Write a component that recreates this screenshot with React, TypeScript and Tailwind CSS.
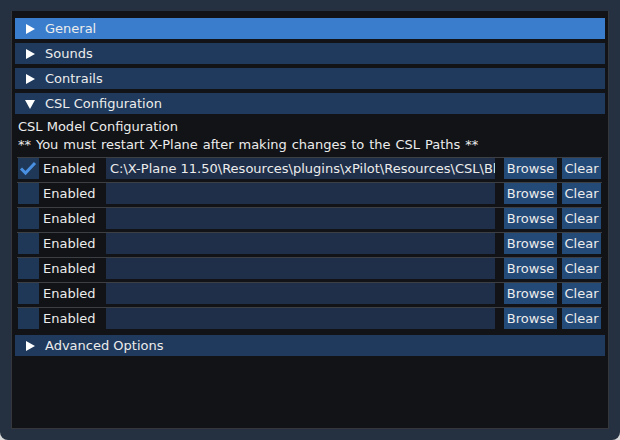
import React from "react";

const Tri = ({ down }: { down?: boolean }) => (
  <svg width="10" height="10" viewBox="0 0 10 10" className="shrink-0">
    {down ? <polygon points="0,1 10,1 5,10" fill="#ffffff" /> : <polygon points="1,0 10,5 1,10" fill="#ffffff" />}
  </svg>
);

const Header = ({ label, active, down }: { label: string; active?: boolean; down?: boolean }) => (
  <div className={`h-[21px] flex items-center pl-[10px] gap-[10px] ${active ? "bg-[#3a7dcd]" : "bg-[#1f3a5d]"}`}>
    <Tri down={down} />
    <span>{label}</span>
  </div>
);

const Row = ({ checked, path }: { checked?: boolean; path?: string }) => (
  <div className="flex flex-col">
    <div className="h-px bg-[#3c4045] ml-[2px] mr-[3px]" />
    <div className="flex h-[21px] items-stretch">
      <div className="w-[21px] ml-[3px] bg-[#1f3858] relative">
        {checked && (
          <svg width="21" height="21" viewBox="0 0 21 21" className="absolute left-0 top-0">
            <polyline points="3,10.5 7.5,15 17,5" fill="none" stroke="#4a90e2" strokeWidth="3" />
          </svg>
        )}
      </div>
      <div className="w-[67px] pl-[4px] flex items-center">Enabled</div>
      <div className="w-[389px] bg-[#1f2f49] flex items-center pl-[4px] overflow-hidden whitespace-nowrap">{path}</div>
      <div className="w-[53px] ml-[9px] bg-[#244a78] flex items-center justify-center">Browse</div>
      <div className="w-[39px] ml-[5px] bg-[#244a78] flex items-center justify-center">Clear</div>
    </div>
    <div className="h-[3px]" />
  </div>
);

export default function App() {
  return (
    <div className="w-[620px] h-[440px] bg-[#d9d9d9]" style={{ fontFamily: "'DejaVu Sans', sans-serif" }}>
      <div className="w-[620px] h-[440px] bg-[#253140] rounded-b-[8px] pt-[11px] pl-[11px]">
        <div className="w-[598px] h-[418px] bg-[#111316] border-l border-r border-b border-[#34383d] text-[13px] text-[#ececec] pt-[7px] px-[3px] leading-none">
          <div className="flex flex-col gap-[4px] w-[590px]">
            <Header label="General" active />
            <Header label="Sounds" />
            <Header label="Contrails" />
            <Header label="CSL Configuration" down />
          </div>
          <div className="w-[590px] pt-[3px]">
            <div className="h-[18px] flex items-center pl-[3px]">CSL Model Configuration</div>
            <div className="h-[18px] flex items-center pl-[3px] [word-spacing:0.8px]">** You must restart X-Plane after making changes to the CSL Paths **</div>
            <div className="h-[4px]" />
            <Row checked path="C:\X-Plane 11.50\Resources\plugins\xPilot\Resources\CSL\Bl" />
            <Row />
            <Row />
            <Row />
            <Row />
            <Row />
            <Row />
            <div className="h-[3px]" />
            <Header label="Advanced Options" />
          </div>
        </div>
      </div>
    </div>
  );
}
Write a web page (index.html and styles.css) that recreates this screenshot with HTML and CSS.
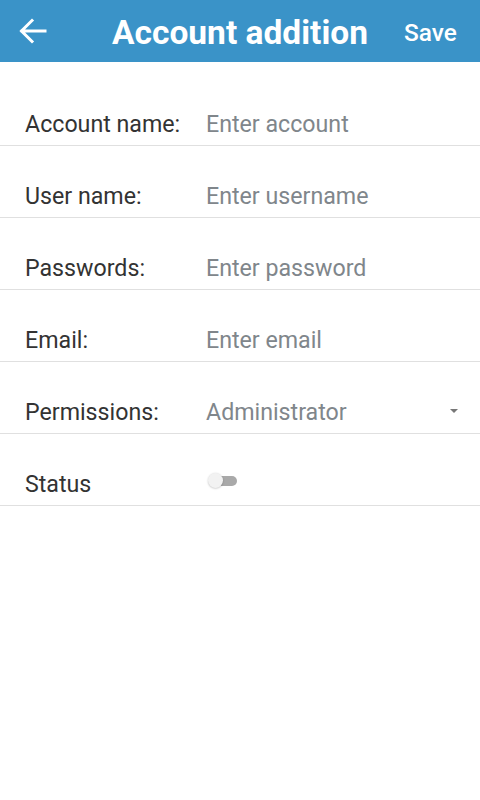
FILE: index.html
```html
<!DOCTYPE html>
<html>
<head>
<meta charset="utf-8">
<link rel="stylesheet" href="styles.css">
</head>
<body>
<header class="bar">
  <div class="side left">
    <button class="back" aria-label="Back">
      <svg width="28" height="26" viewBox="0 0 28 26"><path d="M26 13H3M13 2.5L2.5 13L13 23.5" fill="none" stroke="#fff" stroke-width="3" stroke-linecap="square"/></svg>
    </button>
  </div>
  <h1 class="title">Account addition</h1>
  <div class="side right"><span class="save">Save</span></div>
</header>
<main class="form">
  <div class="row"><span class="label">Account name:</span><span class="ph">Enter account</span></div>
  <div class="row"><span class="label">User name:</span><span class="ph">Enter username</span></div>
  <div class="row"><span class="label">Passwords:</span><span class="ph">Enter password</span></div>
  <div class="row"><span class="label">Email:</span><span class="ph">Enter email</span></div>
  <div class="row"><span class="label">Permissions:</span><span class="ph select">Administrator<span class="caret"></span></span></div>
  <div class="row"><span class="label">Status</span><span class="ph"><span class="switch"><span class="thumb"></span></span></span></div>
</main>
</body>
</html>
```
FILE: styles.css
```css
* { box-sizing: border-box; }
html, body { margin: 0; padding: 0; background: #fff; }
body { font-family: Roboto, "Noto Sans", sans-serif; width: 480px; }
.bar {
  height: 62px;
  background: #3a93c8;
  display: flex;
  align-items: center;
  color: #fff;
}
.side { width: 76px; flex: none; display: flex; align-items: center; }
.left { padding-left: 19px; }
.back {
  background: none; border: 0; padding: 0;
  width: 28px; height: 26px;
  display: flex;
}
.title {
  margin: 0;
  font-size: 33.5px;
  font-weight: 700;
  flex: 1;
  text-align: center;
  white-space: nowrap;
  padding-top: 2px;
}
.save {
  font-size: 24.4px;
  font-weight: 500;
  padding-top: 2px;
}
.form { padding-top: 12px; }
.row {
  height: 72px;
  border-bottom: 1px solid #e0e0e0;
  display: flex;
  align-items: center;
  padding-left: 25px;
  padding-top: 28px;
}
.label {
  width: 181px;
  font-size: 23.2px;
  color: #333;
}
.ph {
  flex: 1;
  font-size: 23.2px;
  color: #80868b;
  display: flex;
  align-items: center;
}
.select { padding-right: 22px; }
.caret {
  margin-left: auto;
  width: 0; height: 0;
  border-left: 4px solid transparent;
  border-right: 4px solid transparent;
  border-top: 4px solid #777;
  margin-top: -2px;
}
.switch {
  display: block;
  position: relative;
  width: 28px; height: 10px;
  border-radius: 5px;
  background: #a9a9a9;
  margin-left: 3px;
  margin-top: -6px;
}
.thumb {
  position: absolute;
  left: -1.5px; top: -2.5px;
  width: 15px; height: 15px;
  border-radius: 50%;
  background: #f2f2f2;
  box-shadow: 0 0.5px 2px rgba(0,0,0,0.25);
}
```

§ **TO BE DONE**: Reproduce each entry verbatim, excluding any embedded images.

§ **WORKED ANSWER**:
Write a component that recreates this screenshot with React, TypeScript and Tailwind CSS.
import React from "react";

const Tri = ({ down }: { down?: boolean }) => (
  <svg width="10" height="10" viewBox="0 0 10 10" className="shrink-0">
    {down ? <polygon points="0,1 10,1 5,10" fill="#ffffff" /> : <polygon points="1,0 10,5 1,10" fill="#ffffff" />}
  </svg>
);

const Header = ({ label, active, down }: { label: string; active?: boolean; down?: boolean }) => (
  <div className={`h-[21px] flex items-center pl-[10px] gap-[10px] ${active ? "bg-[#3a7dcd]" : "bg-[#1f3a5d]"}`}>
    <Tri down={down} />
    <span>{label}</span>
  </div>
);

const Row = ({ checked, path }: { checked?: boolean; path?: string }) => (
  <div className="flex flex-col">
    <div className="h-px bg-[#3c4045] ml-[2px] mr-[3px]" />
    <div className="flex h-[21px] items-stretch">
      <div className="w-[21px] ml-[3px] bg-[#1f3858] relative">
        {checked && (
          <svg width="21" height="21" viewBox="0 0 21 21" className="absolute left-0 top-0">
            <polyline points="3,10.5 7.5,15 17,5" fill="none" stroke="#4a90e2" strokeWidth="3" />
          </svg>
        )}
      </div>
      <div className="w-[67px] pl-[4px] flex items-center">Enabled</div>
      <div className="w-[389px] bg-[#1f2f49] flex items-center pl-[4px] overflow-hidden whitespace-nowrap">{path}</div>
      <div className="w-[53px] ml-[9px] bg-[#244a78] flex items-center justify-center">Browse</div>
      <div className="w-[39px] ml-[5px] bg-[#244a78] flex items-center justify-center">Clear</div>
    </div>
    <div className="h-[3px]" />
  </div>
);

export default function App() {
  return (
    <div className="w-[620px] h-[440px] bg-[#d9d9d9]" style={{ fontFamily: "'DejaVu Sans', sans-serif" }}>
      <div className="w-[620px] h-[440px] bg-[#253140] rounded-b-[8px] pt-[11px] pl-[11px]">
        <div className="w-[598px] h-[418px] bg-[#111316] border-l border-r border-b border-[#34383d] text-[13px] text-[#ececec] pt-[7px] px-[3px] leading-none">
          <div className="flex flex-col gap-[4px] w-[590px]">
            <Header label="General" active />
            <Header label="Sounds" />
            <Header label="Contrails" />
            <Header label="CSL Configuration" down />
          </div>
          <div className="w-[590px] pt-[3px]">
            <div className="h-[18px] flex items-center pl-[3px]">CSL Model Configuration</div>
            <div className="h-[18px] flex items-center pl-[3px] [word-spacing:0.8px]">** You must restart X-Plane after making changes to the CSL Paths **</div>
            <div className="h-[4px]" />
            <Row checked path="C:\X-Plane 11.50\Resources\plugins\xPilot\Resources\CSL\Bl" />
            <Row />
            <Row />
            <Row />
            <Row />
            <Row />
            <Row />
            <div className="h-[3px]" />
            <Header label="Advanced Options" />
          </div>
        </div>
      </div>
    </div>
  );
}
Write a web page (index.html and styles.css) that recreates this screenshot with HTML and CSS.
FILE: index.html
```html
<!DOCTYPE html>
<html>
<head>
<meta charset="utf-8">
<link rel="stylesheet" href="styles.css">
</head>
<body>
<header class="bar">
  <div class="side left">
    <button class="back" aria-label="Back">
      <svg width="28" height="26" viewBox="0 0 28 26"><path d="M26 13H3M13 2.5L2.5 13L13 23.5" fill="none" stroke="#fff" stroke-width="3" stroke-linecap="square"/></svg>
    </button>
  </div>
  <h1 class="title">Account addition</h1>
  <div class="side right"><span class="save">Save</span></div>
</header>
<main class="form">
  <div class="row"><span class="label">Account name:</span><span class="ph">Enter account</span></div>
  <div class="row"><span class="label">User name:</span><span class="ph">Enter username</span></div>
  <div class="row"><span class="label">Passwords:</span><span class="ph">Enter password</span></div>
  <div class="row"><span class="label">Email:</span><span class="ph">Enter email</span></div>
  <div class="row"><span class="label">Permissions:</span><span class="ph select">Administrator<span class="caret"></span></span></div>
  <div class="row"><span class="label">Status</span><span class="ph"><span class="switch"><span class="thumb"></span></span></span></div>
</main>
</body>
</html>
```
FILE: styles.css
```css
* { box-sizing: border-box; }
html, body { margin: 0; padding: 0; background: #fff; }
body { font-family: Roboto, "Noto Sans", sans-serif; width: 480px; }
.bar {
  height: 62px;
  background: #3a93c8;
  display: flex;
  align-items: center;
  color: #fff;
}
.side { width: 76px; flex: none; display: flex; align-items: center; }
.left { padding-left: 19px; }
.back {
  background: none; border: 0; padding: 0;
  width: 28px; height: 26px;
  display: flex;
}
.title {
  margin: 0;
  font-size: 33.5px;
  font-weight: 700;
  flex: 1;
  text-align: center;
  white-space: nowrap;
  padding-top: 2px;
}
.save {
  font-size: 24.4px;
  font-weight: 500;
  padding-top: 2px;
}
.form { padding-top: 12px; }
.row {
  height: 72px;
  border-bottom: 1px solid #e0e0e0;
  display: flex;
  align-items: center;
  padding-left: 25px;
  padding-top: 28px;
}
.label {
  width: 181px;
  font-size: 23.2px;
  color: #333;
}
.ph {
  flex: 1;
  font-size: 23.2px;
  color: #80868b;
  display: flex;
  align-items: center;
}
.select { padding-right: 22px; }
.caret {
  margin-left: auto;
  width: 0; height: 0;
  border-left: 4px solid transparent;
  border-right: 4px solid transparent;
  border-top: 4px solid #777;
  margin-top: -2px;
}
.switch {
  display: block;
  position: relative;
  width: 28px; height: 10px;
  border-radius: 5px;
  background: #a9a9a9;
  margin-left: 3px;
  margin-top: -6px;
}
.thumb {
  position: absolute;
  left: -1.5px; top: -2.5px;
  width: 15px; height: 15px;
  border-radius: 50%;
  background: #f2f2f2;
  box-shadow: 0 0.5px 2px rgba(0,0,0,0.25);
}
```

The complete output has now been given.